PENALIZZATE LE IMPRESE CHE OPERANO IN ABRUZZO. Venendo al merito della questione, il Governo rileva che “tutte le Regioni adottano canoni parametrati alla potenza nominale media di concessione, con valori oscillanti tra i 13 e i 37 euro/kW (segnatamente: Veneto 29,68 euro/kW; Sardegna, 14,35 euro/kW; Lombardia 31,09 euro/kW; Basilicata 13,85 euro/kW; Campania 13,89 euro/kW; Campania 13,89 euro/kW; Calabria 14,05 euro/kW; Molise 37, 91 euro/kW; Sicilia 14,46 euro/kW; Toscana 15,26 euro/kW; Emilia Romagna 14,3 euro/kW; Piemonte 28,24 euro/kW). La definizione di potenza efficiente contenuta nella disposizione censurata prevede invece una diversa grandezza di riferimento a cui applicare il canone.

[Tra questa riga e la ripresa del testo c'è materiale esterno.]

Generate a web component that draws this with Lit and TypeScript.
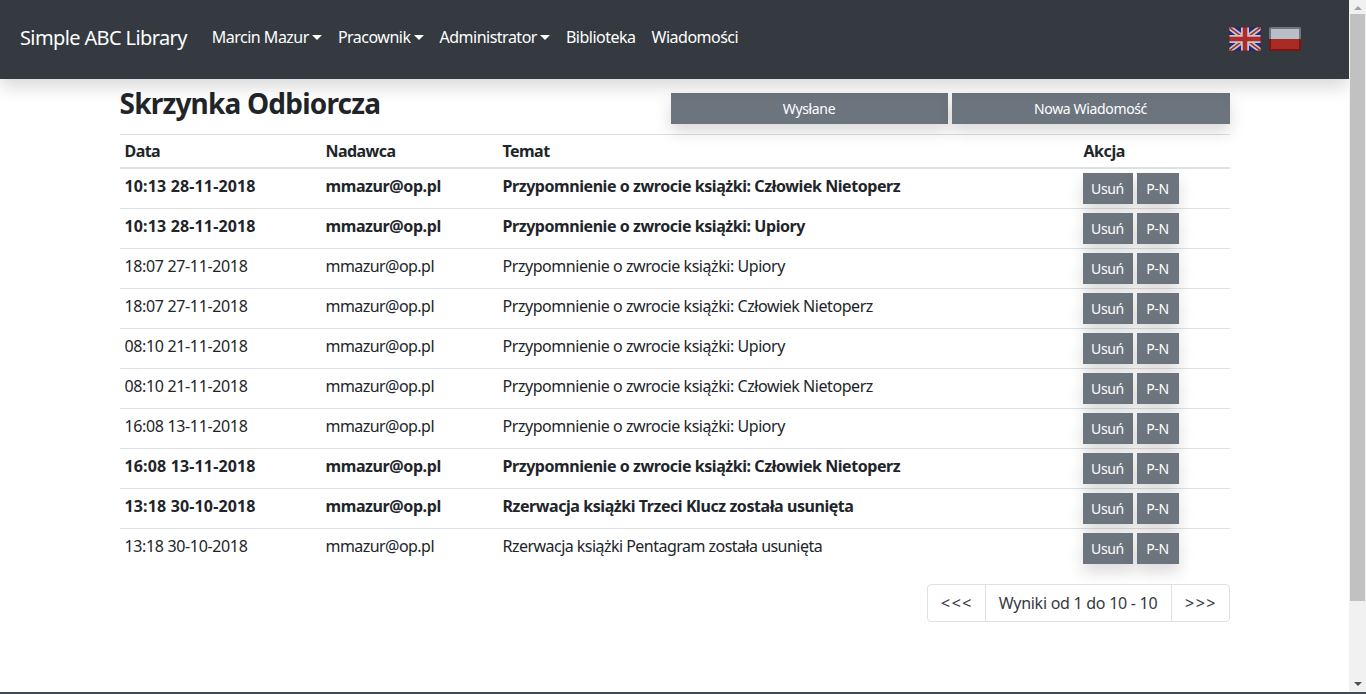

In particolare, mentre la potenza nominale media di concessione rappresenta il valore medio annuo della risorsa sfruttabile durante l’anno, la definizione di “potenza efficiente” introdotta dalla regione Abruzzo identifica i dati di targa del macchinario installato e può discostarsi di molto dal valore della potenza nominale di concessione. Ciò vale specialmente per gli impianti dotati di lago o bacino di accumulo dell’acqua, che utilizzano grandi quantità d’acqua in periodi limitati dell’anno e che hanno, dunque, necessità di macchinari con una potenza efficiente molto maggiore di quella media annua di concessione. Ad esempio: un impianto a bacino di grandi dimensioni con potenza media di concessione pari a 50 MW, avrà tipicamente una potenza efficiente – secondo la definizione introdotta dalla disposizione censurata – di circa 150 MW (potenza efficiente pari a 3 volte circa quella di concessione)”.
Quindi, osserva il Governo, “L’incidenza economica della disposizione sulle imprese ubicate in Abruzzo è conseguente: fermo restando il parametro di euro 36 per kW, l’applicazione dello stesso a una grandezza sino a 3 volte maggiore (di quella media di concessione) comporta che l’importo dei canoni possa arrivare ad essere triplicato.
Per apprezzare come a tale aumento del canone, introdotto in via diretta dalla legge regionale in esame, consegua una sperequazione fra le imprese ubicate in Abruzzo e quelle ubicate in altre Regioni, è necessario considerare – nota il CdM - il prezzo di vendita del bene prodotto, cioè dell’energia elettrica. Restando all’esempio del grande impianto di bacino, il canone, calcolato in base alla legge in esame, può arrivare a pesare sino a 21 euro per ogni MWh prodotto, mentre sarebbe di 7 euro per MWh, se calcolato sulla base della potenza media di concessione. Tale grandezza va confrontata con l’attuale prezzo di mercato dell’energia elettrica per impianti a bacino, che può oscillare tra 50-90 euro per MWh”. Di conseguenza “gli importi del canone possono arrivare ad essere pari a un terzo del prezzo di vendita dell’energia”.
Per il Governo, in conclusione, “la disposizione incide fortemente sulla capacità di operare in pari condizioni sul mercato unico dell’energia elettrica, perché le imprese operanti in Abruzzo, gravate di un canone pari a 21 euro per MWh, andrebbero a competere con analoghi impianti che avendo, invece, un canone molto più basso (oscillante tra i 4 e i 7 MWh) sono in grado di offrire sul mercato dell’energia prezzi più bassi di quelli degli impianti abruzzesi”.